>> BEGIN GIVEN DATA
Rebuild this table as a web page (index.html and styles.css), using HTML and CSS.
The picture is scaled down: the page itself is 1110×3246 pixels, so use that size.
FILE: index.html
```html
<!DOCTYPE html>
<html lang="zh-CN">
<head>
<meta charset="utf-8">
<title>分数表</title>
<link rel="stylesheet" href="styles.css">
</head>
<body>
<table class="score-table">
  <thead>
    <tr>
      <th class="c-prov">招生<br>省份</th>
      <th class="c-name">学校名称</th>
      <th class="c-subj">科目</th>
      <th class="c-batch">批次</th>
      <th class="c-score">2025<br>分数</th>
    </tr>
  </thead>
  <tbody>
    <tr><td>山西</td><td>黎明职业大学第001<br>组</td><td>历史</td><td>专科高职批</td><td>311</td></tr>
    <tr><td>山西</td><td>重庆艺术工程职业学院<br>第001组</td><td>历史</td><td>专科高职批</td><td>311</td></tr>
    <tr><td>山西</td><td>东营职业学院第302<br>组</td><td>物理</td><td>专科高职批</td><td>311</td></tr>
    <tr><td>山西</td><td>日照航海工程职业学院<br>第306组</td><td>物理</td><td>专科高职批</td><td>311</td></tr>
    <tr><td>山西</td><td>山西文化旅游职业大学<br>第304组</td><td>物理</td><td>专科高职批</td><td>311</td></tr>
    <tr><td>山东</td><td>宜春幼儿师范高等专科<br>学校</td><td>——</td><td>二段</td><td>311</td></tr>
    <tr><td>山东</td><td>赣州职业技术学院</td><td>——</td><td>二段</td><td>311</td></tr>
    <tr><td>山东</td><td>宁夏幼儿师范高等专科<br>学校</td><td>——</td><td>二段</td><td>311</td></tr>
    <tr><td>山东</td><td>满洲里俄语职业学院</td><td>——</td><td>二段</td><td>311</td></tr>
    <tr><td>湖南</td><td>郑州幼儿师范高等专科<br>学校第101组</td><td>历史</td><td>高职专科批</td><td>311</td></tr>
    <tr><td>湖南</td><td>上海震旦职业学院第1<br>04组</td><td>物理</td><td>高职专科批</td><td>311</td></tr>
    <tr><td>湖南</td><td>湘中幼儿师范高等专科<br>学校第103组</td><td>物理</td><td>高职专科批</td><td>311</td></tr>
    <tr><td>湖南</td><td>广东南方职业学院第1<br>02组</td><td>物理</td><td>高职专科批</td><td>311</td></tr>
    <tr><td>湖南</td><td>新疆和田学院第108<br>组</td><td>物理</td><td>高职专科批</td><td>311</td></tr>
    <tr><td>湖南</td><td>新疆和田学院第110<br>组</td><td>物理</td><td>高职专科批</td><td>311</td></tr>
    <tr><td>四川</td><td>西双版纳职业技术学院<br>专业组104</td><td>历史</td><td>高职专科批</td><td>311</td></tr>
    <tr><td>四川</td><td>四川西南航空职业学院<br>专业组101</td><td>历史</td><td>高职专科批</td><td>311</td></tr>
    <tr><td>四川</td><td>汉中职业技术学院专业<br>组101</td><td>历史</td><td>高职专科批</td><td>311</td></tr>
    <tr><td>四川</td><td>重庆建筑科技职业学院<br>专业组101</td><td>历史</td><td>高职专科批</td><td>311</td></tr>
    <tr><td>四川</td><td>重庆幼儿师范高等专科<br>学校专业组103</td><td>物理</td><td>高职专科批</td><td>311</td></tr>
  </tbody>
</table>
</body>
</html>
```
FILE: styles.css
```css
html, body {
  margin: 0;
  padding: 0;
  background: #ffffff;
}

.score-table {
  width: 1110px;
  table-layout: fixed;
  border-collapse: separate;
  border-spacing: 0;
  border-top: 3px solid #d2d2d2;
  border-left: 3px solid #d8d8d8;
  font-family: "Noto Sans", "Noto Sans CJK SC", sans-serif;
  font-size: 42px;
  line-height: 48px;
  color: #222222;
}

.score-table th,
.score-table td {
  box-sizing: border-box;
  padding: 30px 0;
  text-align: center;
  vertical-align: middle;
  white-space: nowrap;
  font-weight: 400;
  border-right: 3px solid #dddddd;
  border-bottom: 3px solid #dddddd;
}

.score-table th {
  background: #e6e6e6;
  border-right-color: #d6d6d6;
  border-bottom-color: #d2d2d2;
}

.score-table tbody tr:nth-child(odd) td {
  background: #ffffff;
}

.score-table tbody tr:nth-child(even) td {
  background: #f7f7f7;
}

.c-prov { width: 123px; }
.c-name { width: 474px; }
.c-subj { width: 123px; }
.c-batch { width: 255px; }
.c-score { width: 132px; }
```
>> END GIVEN DATA
▸ **TASK**
Extract every line above that contains the word "table".

▸ **TASK SOLUTION**
Rebuild this table as a web page (index.html and styles.css), using HTML and CSS.
<table class="score-table">
</table>
.score-table {
  table-layout: fixed;
.score-table th,
.score-table td {
.score-table th {
.score-table tbody tr:nth-child(odd) td {
.score-table tbody tr:nth-child(even) td {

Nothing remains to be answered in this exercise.